The film mishandled Marjorie in so many ways. To start with, the film establishes her nasty reputation by way of interview segments with Carthage residents. There are precious few times when we actually see Marjorie earning scorn from the entire town, which violates the “show, don’t tell” rule to a detrimental degree. I’ll grant that the townspeoples’ remarks are very humorous, but still. The widow’s malevolence is so poorly established that it fails to register when she takes a shine to Bernie.

But then Marjorie becomes the Norma Desmond to Bernie’s Joe Gillis. And it wasn’t remotely interesting to watch. I’ve seen Steel Magnolias, so I know that MacLaine can play a mean old woman in a funny way, but no such effort is made here. In fact, the times when MacLaine bothers to emote are the exceptions instead of the rule. She’s the one vacuum of humor in what’s otherwise a very clever dark comedy. Marjorie’s scenes were so painful and MacLaine was so terribly misused that I kept waiting for her to hurry up and die.

Rounding out the lead cast is Matthew McConaughey, who’s the real surprise of the movie. I can’t possibly put into words how much this pompous, self-righteous, ugly little git is different from the usual McConaughey role. Instead, Danny Buck is portrayed as a guy who wishes he could be Matthew McConaughey. No, more than that, he honestly thinks of himself as Matthew McConaughey. There’s absolutely nothing glamorous or attractive about this character, which makes it all the more impressive that McConaughey played the part with such aplomb. I sincerely hope that the man has left his rom-com days behind him for good, because I’m starting to think that he has some serious dramatic chops.

Finally, I must address my extremely mixed feelings regarding the movie’s use of interview footage. On the one hand, the interview footage provides the movie with most of its humor. When the people onscreen are either acting ignorant or telling honest jokes, it’s very funny. But the footage becomes less funny with the knowledge that these are actual people who really knew the subjects of the movie, and their lines are completely unscripted. It’s one thing to laugh at a fictional character, or even a fictional representation of a real person, but laughing at actual people in this way feels kind of mean, especially since the film was so blatantly edited to make them look even more stupid.
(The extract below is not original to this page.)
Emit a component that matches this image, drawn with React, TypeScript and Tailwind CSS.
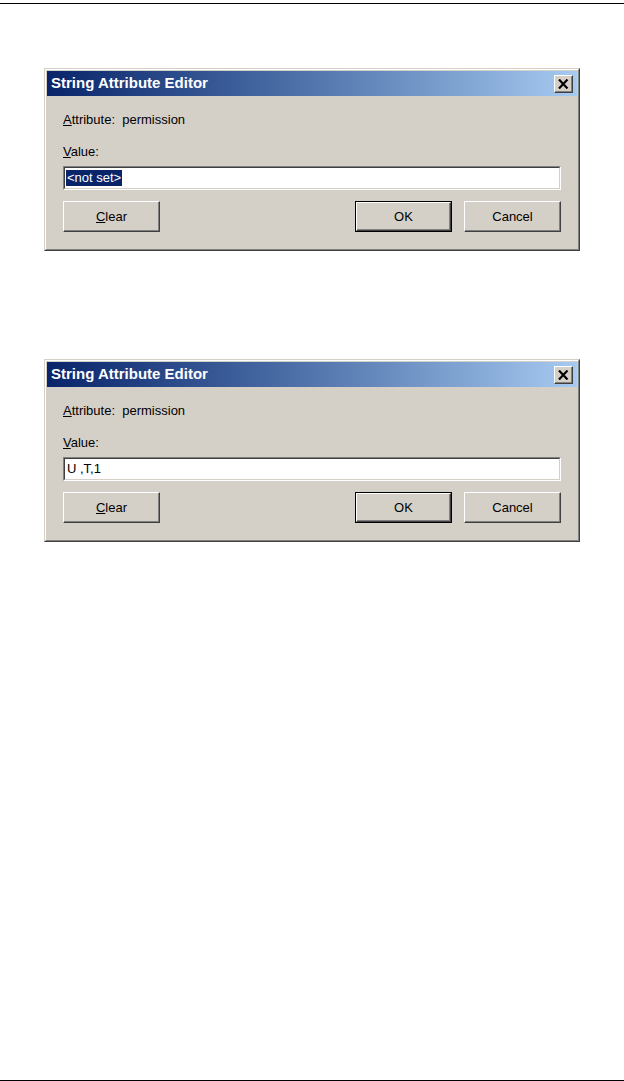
import React from "react";

const font = "font-['Liberation_Sans',Arial,sans-serif]";

const raised =
  "border border-t-[#ffffff] border-l-[#ffffff] border-r-[#404040] border-b-[#404040] shadow-[inset_-1px_-1px_0_#808080]";

const WinButton = ({
  children,
  isDefault,
}: {
  children: React.ReactNode;
  isDefault?: boolean;
}) => {
  if (isDefault) {
    return (
      <div className="h-[31px] w-[97px] border border-black">
        <div
          className={`flex h-full w-full items-center justify-center bg-[#d4d0c8] text-[13px] text-black ${raised}`}
        >
          {children}
        </div>
      </div>
    );
  }
  return (
    <div
      className={`flex h-[31px] w-[97px] items-center justify-center bg-[#d4d0c8] text-[13px] text-black ${raised}`}
    >
      {children}
    </div>
  );
};

const CloseBox = () => (
  <div
    className={`flex h-[18px] w-[19px] items-center justify-center bg-[#d4d0c8] ${raised}`}
  >
    <svg width="11" height="10" viewBox="0 0 11 10">
      <path d="M1 0.5 L9.5 9.5 M9.5 0.5 L1 9.5" stroke="#000" strokeWidth="2.2" />
    </svg>
  </div>
);

const Dialog = ({ value, selected }: { value: string; selected?: boolean }) => (
  <div
    className={`ml-[44px] w-[536px] bg-[#d4d0c8] border border-t-[#d4d0c8] border-l-[#d4d0c8] border-r-[#404040] border-b-[#404040] ${font}`}
  >
    <div className="border border-t-white border-l-white border-r-[#808080] border-b-[#808080] px-[1px] pt-[1px] pb-[17px]">
      <div className="flex h-[25px] items-center justify-between bg-gradient-to-r from-[#0a246a] to-[#a6caf0] pl-[4px] pr-[4px]">
        <span className="text-[15px] font-bold text-white">String Attribute Editor</span>
        <CloseBox />
      </div>

      <div className="px-[16px]">
        <div className="mt-[16px] text-[13px] leading-[16px] text-black">
          <span className="underline">A</span>ttribute:&nbsp; permission
        </div>
        <div className="mt-[16px] text-[13px] leading-[16px] text-black">
          <span className="underline">V</span>alue:
        </div>
        <div className="mt-[6px] h-[24px] border border-t-[#808080] border-l-[#808080] border-r-white border-b-white">
          <div className="flex h-full items-center border border-t-[#404040] border-l-[#404040] border-r-[#d4d0c8] border-b-[#d4d0c8] bg-white pl-[1px]">
            {selected ? (
              <span className="bg-[#0a246a] px-[1px] text-[13px] leading-[16px] text-white">
                {value}
              </span>
            ) : (
              <span className="px-[1px] text-[13px] leading-[16px] text-black">{value}</span>
            )}
          </div>
        </div>
        <div className="mt-[11px] flex items-center">
          <WinButton>
            <span>
              <span className="underline">C</span>lear
            </span>
          </WinButton>
          <div className="flex-1" />
          <div className="flex gap-[12px]">
            <WinButton isDefault>OK</WinButton>
            <WinButton>Cancel</WinButton>
          </div>
        </div>
      </div>
    </div>
  </div>
);

export default function App() {
  return (
    <div className="flex h-[1081px] w-[624px] flex-col bg-white">
      <div className="mt-[3px] h-px w-full bg-black" />
      <div className="mt-[64px]">
        <Dialog value="<not set>" selected />
      </div>
      <div className="mt-[108px]">
        <Dialog value="U ,T,1" />
      </div>
      <div className="flex-1" />
      <div className="h-px w-full bg-black" />
    </div>
  );
}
I realize that this was necessary as part of the “black and white” theme discussed earlier, and I’m sure the people of Carthage really did see Bernie in such a saintly way (that’s the reason given in the nonfictional account, after all), but still.

There’s also the matter of how the interview footage is used in telling the story. It’s used as a quick and cheap way to convey information, and I’ve already talked about how that did a huge disservice to the film’s presentation of Marjorie. More than that, there are huge stretches of this movie that are nothing more than so many people talking to the camera. What’s worse, they’re all presented in such a uniform way that they start to sound like the same character. There’s such a sharp divide between the interview parts of the film and the narrative parts of the film that the plot feels very fragmented.

And lest I forget, there are several interview segments with actors in character, and the actual people of Carthage get occasional walk-on parts in the narrative. You’d think this would make the movie less fragmented, but it only gives the impression that the movie doesn’t know just how fictional it wants to be.

Weighing out the pros and cons, there’s no doubt that Bernie works damn well as a dark comedy. Though Shirley MacLaine isn’t used to anywhere near her full potential, Jack Black and Matthew McConaughey both do a great job at delivering humorous characters who are sympathetic yet hard to trust. Your conscience might nag you for laughing at the sincere yet ignorant remarks of East Texas yokels, but their remarks serve to illustrate just how ridiculous it is to think that any human being is beyond sin. That said, the prosecution and defense are both portrayed as equally sincere and equally ludicrous, so the absurdity of the case becomes the focus without passing judgment one way or another.

All told, I’d say the film is definitely worth a look.